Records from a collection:
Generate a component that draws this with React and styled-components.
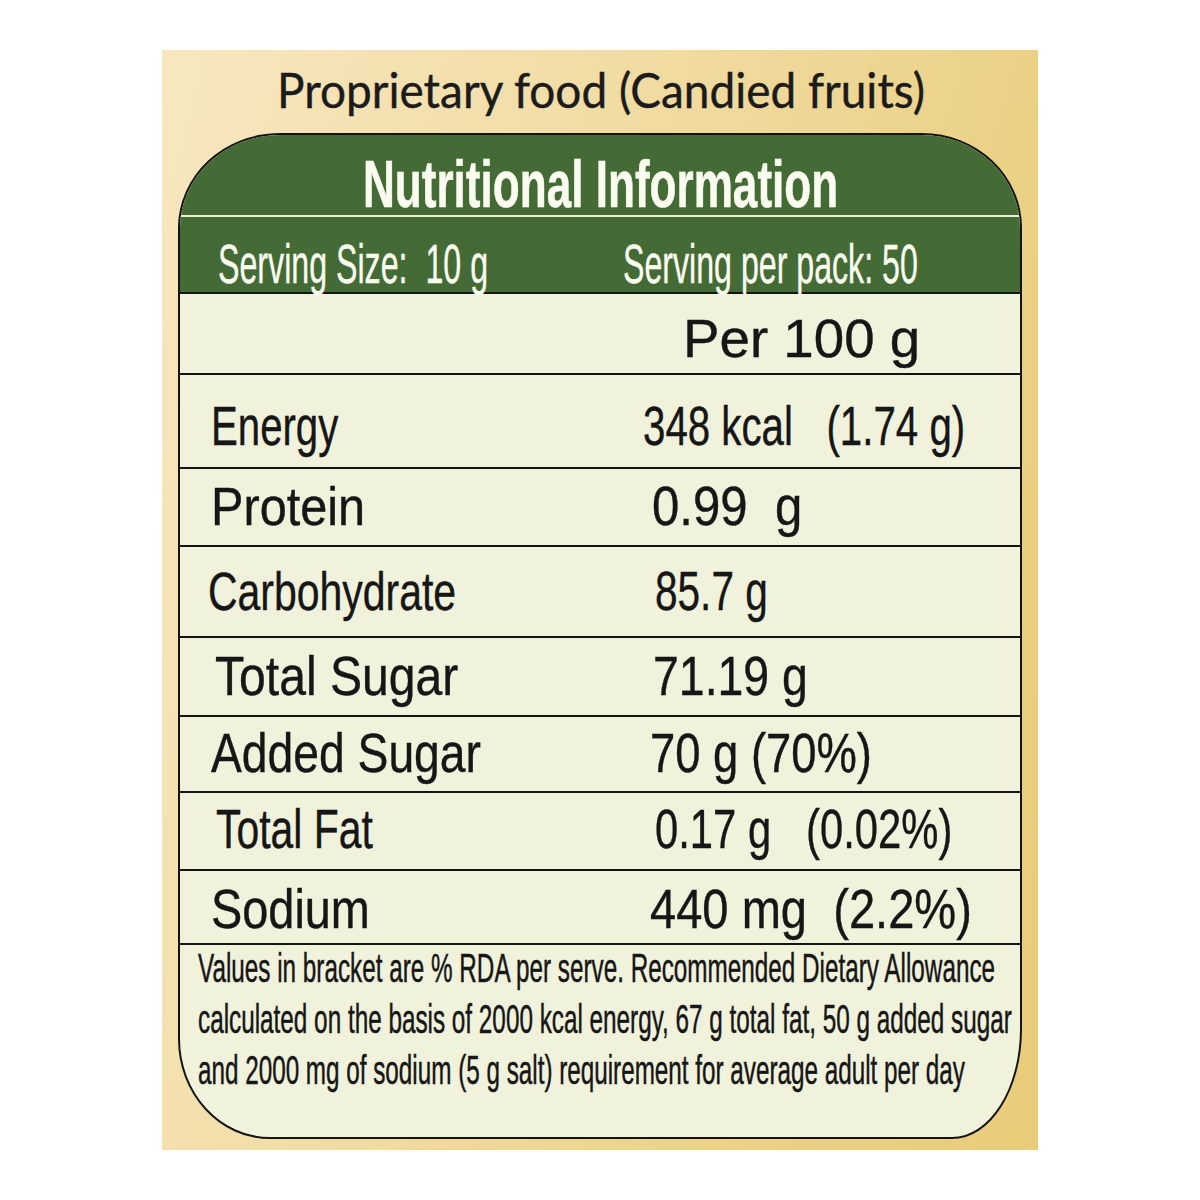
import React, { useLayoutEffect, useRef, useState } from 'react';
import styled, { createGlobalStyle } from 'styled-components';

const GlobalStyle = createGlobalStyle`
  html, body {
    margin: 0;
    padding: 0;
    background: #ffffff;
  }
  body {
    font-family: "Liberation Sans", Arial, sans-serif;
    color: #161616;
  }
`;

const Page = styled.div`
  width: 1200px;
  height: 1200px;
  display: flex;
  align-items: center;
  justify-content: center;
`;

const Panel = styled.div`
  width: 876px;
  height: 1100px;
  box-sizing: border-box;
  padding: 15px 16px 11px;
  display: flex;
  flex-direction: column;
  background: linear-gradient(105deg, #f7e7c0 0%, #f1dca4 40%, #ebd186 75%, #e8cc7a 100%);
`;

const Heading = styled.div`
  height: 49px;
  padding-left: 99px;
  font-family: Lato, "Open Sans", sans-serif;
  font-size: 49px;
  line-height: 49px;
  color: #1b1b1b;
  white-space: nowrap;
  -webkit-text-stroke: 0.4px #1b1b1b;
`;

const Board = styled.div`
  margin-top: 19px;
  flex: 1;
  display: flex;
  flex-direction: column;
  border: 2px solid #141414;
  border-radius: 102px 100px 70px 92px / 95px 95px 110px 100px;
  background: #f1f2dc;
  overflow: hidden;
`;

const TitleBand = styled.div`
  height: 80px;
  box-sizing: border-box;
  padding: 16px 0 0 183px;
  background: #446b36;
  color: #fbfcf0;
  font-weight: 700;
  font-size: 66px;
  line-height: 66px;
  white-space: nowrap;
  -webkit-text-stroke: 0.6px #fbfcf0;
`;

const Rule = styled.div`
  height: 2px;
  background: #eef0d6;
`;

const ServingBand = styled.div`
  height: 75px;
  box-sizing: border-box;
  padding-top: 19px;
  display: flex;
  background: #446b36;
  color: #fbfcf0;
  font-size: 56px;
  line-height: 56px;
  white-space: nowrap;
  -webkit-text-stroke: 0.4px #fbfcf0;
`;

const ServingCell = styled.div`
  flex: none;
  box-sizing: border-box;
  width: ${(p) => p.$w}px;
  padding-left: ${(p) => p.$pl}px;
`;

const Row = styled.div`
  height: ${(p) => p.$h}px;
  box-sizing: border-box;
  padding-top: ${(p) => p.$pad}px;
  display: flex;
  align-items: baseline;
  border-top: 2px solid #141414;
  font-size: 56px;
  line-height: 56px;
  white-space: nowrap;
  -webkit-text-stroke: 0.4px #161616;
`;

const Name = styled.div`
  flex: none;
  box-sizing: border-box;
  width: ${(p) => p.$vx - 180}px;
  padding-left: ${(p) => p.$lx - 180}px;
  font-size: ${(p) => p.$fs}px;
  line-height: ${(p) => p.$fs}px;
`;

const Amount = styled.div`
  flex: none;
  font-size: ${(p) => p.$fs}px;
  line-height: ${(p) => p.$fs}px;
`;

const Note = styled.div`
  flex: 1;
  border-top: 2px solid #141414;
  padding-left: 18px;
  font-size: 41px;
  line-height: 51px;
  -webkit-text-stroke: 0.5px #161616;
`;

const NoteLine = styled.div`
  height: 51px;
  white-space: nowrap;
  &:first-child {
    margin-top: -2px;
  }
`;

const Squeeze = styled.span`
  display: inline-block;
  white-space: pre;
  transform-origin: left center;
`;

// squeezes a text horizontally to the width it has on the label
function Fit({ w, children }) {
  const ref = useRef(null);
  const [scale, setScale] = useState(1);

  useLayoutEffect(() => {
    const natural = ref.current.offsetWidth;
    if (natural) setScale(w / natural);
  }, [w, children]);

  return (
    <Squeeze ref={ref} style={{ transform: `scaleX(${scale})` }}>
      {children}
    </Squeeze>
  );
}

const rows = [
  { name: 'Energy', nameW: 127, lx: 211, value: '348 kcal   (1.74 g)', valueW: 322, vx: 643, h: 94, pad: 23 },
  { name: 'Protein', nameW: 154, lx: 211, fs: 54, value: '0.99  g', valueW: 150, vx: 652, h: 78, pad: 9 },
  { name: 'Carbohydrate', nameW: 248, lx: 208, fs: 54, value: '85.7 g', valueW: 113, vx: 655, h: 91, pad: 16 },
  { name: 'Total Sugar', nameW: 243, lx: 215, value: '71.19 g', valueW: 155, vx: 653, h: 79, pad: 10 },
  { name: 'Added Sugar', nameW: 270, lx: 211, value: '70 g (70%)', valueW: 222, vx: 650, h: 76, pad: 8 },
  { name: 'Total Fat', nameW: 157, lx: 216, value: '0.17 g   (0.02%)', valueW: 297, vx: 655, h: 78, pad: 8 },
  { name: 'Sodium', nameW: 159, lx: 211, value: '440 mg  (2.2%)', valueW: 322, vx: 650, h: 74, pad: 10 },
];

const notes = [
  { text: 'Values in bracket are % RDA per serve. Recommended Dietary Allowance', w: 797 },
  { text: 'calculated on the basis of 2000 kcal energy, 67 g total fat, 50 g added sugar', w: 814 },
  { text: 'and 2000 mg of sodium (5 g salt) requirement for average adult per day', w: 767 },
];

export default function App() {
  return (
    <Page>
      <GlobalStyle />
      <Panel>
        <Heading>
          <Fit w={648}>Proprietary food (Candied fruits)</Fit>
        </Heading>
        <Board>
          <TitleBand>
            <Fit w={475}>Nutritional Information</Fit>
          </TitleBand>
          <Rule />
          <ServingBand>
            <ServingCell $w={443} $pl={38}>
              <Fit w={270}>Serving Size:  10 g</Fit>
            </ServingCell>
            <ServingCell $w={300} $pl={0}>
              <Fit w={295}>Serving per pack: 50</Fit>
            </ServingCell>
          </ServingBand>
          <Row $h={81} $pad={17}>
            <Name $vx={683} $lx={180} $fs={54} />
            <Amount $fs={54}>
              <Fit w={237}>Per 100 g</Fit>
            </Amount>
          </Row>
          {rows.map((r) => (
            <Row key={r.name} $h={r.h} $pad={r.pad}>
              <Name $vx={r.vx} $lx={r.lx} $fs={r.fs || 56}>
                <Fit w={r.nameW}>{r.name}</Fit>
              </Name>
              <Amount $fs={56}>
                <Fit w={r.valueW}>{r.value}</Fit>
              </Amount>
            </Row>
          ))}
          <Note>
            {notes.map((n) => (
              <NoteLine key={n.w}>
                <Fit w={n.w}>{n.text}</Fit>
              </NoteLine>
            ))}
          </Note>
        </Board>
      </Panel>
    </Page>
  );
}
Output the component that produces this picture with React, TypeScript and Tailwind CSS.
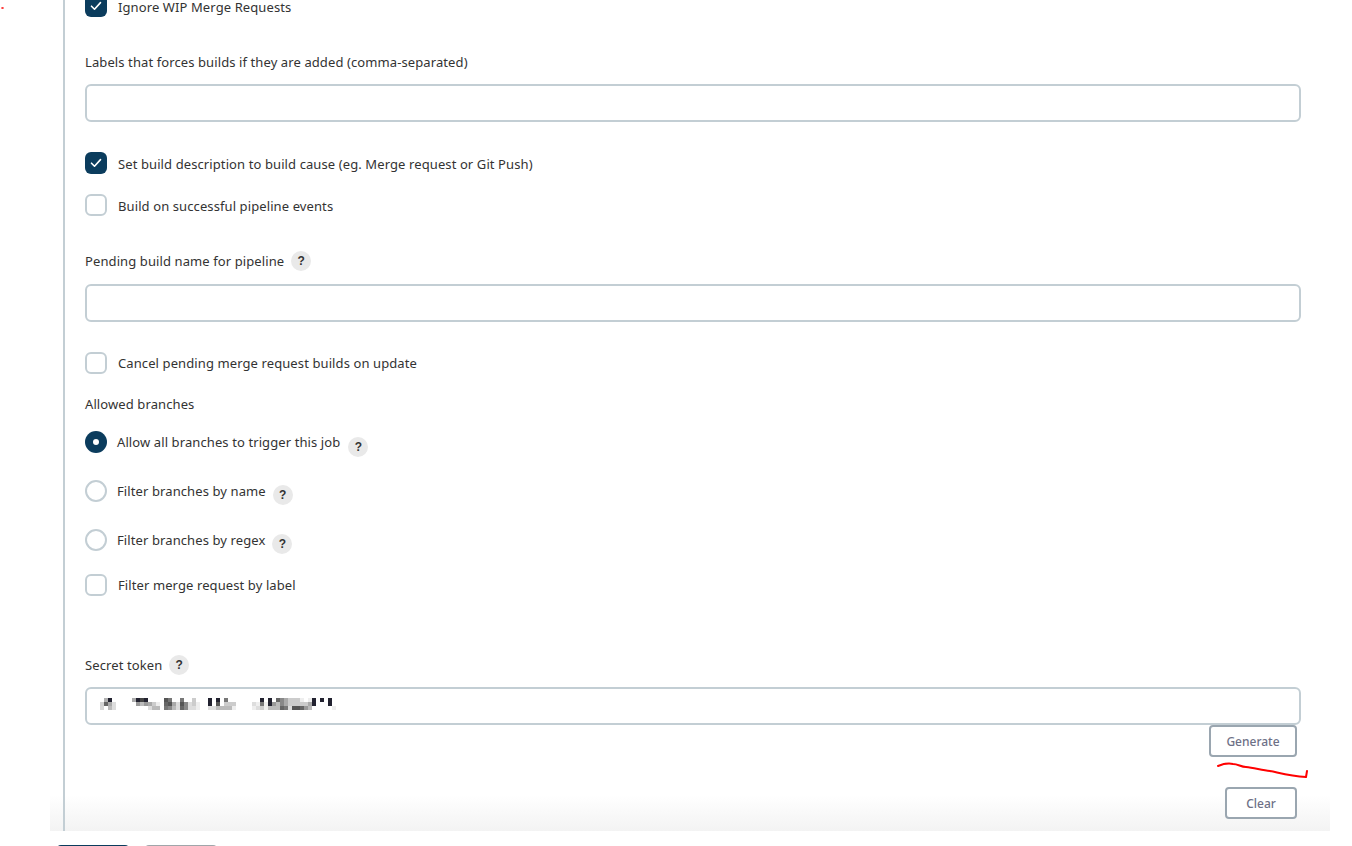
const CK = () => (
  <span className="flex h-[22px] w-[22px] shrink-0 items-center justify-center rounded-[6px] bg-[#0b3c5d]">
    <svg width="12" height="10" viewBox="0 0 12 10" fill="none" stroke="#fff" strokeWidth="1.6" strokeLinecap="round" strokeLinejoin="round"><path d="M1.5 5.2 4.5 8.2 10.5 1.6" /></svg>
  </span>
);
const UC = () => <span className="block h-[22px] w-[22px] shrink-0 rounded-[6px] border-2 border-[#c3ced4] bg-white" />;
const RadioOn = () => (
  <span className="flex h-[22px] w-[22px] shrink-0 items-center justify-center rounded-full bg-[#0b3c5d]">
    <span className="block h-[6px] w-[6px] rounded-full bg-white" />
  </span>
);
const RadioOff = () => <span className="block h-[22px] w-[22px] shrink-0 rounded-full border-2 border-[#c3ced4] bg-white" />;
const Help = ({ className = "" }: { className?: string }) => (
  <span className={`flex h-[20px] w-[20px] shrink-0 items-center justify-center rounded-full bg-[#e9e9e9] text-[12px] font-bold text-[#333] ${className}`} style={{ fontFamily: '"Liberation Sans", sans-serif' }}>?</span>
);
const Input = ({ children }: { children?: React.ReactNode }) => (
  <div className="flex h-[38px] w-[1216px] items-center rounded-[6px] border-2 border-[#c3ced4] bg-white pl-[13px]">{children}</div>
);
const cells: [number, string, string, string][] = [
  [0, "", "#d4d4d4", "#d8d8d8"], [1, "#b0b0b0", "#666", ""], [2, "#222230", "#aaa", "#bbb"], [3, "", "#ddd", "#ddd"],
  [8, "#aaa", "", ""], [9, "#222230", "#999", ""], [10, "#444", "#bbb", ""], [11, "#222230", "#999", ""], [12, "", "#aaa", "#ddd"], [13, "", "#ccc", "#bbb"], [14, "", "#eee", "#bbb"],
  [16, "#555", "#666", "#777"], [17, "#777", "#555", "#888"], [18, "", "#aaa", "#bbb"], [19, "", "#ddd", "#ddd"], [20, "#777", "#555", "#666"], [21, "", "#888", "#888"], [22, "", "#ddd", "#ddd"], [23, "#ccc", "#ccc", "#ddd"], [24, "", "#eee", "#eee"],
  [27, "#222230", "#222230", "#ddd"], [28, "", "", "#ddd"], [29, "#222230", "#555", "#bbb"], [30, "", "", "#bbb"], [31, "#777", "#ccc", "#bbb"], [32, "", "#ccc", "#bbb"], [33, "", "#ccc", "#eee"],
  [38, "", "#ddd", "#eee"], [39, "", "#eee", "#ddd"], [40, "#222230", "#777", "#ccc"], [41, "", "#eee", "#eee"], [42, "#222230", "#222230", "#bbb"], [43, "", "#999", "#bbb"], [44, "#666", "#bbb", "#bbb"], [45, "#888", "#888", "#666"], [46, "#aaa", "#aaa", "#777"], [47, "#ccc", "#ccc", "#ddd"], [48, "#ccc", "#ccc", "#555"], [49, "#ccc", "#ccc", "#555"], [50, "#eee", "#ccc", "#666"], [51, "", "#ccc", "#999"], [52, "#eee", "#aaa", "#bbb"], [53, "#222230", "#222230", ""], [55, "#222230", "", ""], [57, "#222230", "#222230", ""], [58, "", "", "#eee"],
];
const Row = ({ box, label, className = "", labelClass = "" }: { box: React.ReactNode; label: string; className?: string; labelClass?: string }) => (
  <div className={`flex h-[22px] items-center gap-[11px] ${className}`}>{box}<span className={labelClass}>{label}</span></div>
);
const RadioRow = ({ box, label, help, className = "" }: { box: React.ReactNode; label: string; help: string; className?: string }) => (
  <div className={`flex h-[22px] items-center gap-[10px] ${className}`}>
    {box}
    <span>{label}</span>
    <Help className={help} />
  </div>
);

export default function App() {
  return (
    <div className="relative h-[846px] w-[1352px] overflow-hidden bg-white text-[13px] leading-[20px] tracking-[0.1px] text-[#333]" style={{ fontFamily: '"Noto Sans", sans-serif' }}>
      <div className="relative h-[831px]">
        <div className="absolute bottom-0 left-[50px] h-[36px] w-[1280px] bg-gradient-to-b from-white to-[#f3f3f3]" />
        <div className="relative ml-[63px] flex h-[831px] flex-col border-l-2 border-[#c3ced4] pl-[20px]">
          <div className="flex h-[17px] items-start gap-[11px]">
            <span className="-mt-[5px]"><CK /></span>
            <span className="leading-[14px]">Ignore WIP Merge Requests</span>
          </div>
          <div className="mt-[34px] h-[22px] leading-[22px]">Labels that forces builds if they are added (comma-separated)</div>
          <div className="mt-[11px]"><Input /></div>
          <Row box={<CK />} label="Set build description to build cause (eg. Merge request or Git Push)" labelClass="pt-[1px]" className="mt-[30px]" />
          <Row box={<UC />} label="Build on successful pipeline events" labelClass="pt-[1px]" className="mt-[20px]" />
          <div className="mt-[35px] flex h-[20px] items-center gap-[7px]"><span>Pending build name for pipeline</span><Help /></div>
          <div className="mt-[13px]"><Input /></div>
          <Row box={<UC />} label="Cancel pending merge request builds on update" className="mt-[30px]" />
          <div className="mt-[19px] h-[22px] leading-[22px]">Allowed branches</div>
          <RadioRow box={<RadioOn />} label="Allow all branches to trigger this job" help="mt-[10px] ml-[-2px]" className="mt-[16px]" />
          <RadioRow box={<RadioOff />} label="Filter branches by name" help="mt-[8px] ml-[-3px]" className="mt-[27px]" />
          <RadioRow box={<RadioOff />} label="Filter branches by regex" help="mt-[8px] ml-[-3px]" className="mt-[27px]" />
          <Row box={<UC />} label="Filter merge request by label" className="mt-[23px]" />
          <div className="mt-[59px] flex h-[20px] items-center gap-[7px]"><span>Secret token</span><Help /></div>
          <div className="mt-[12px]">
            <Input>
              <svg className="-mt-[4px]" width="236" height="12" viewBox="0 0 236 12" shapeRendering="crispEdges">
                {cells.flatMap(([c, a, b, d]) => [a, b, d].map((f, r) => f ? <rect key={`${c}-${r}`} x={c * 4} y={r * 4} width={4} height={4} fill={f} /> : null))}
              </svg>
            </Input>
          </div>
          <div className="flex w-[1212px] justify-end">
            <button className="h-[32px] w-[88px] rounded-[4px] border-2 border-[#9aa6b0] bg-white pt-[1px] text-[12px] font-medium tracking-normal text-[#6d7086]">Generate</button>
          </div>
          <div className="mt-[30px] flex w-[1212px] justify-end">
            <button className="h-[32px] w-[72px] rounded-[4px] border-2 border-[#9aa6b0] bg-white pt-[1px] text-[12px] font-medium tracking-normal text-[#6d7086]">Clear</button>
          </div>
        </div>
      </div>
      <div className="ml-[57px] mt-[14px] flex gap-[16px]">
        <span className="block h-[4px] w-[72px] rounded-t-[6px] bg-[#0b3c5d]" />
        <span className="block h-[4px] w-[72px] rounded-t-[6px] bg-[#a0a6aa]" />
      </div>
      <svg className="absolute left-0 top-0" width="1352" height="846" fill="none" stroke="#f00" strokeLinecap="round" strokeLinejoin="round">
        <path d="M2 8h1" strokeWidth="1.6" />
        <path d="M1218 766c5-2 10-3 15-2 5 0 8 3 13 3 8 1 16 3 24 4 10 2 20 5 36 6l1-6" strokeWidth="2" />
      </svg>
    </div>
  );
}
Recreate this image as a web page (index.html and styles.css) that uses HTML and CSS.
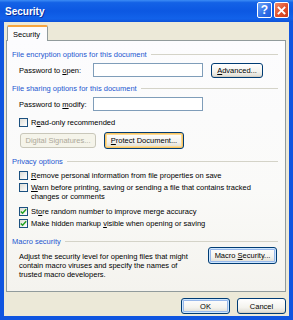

§ **Work instructions**
Search the data for "this" and list every line in which it occurs.

§ **Result**
Generate a component that draws this with React and styled-components.
Output the component that produces this picture with React, TypeScript and Tailwind CSS.
          <RadioRow box={<RadioOn />} label="Allow all branches to trigger this job" help="mt-[10px] ml-[-2px]" className="mt-[16px]" />
Recreate this image as a web page (index.html and styles.css) that uses HTML and CSS.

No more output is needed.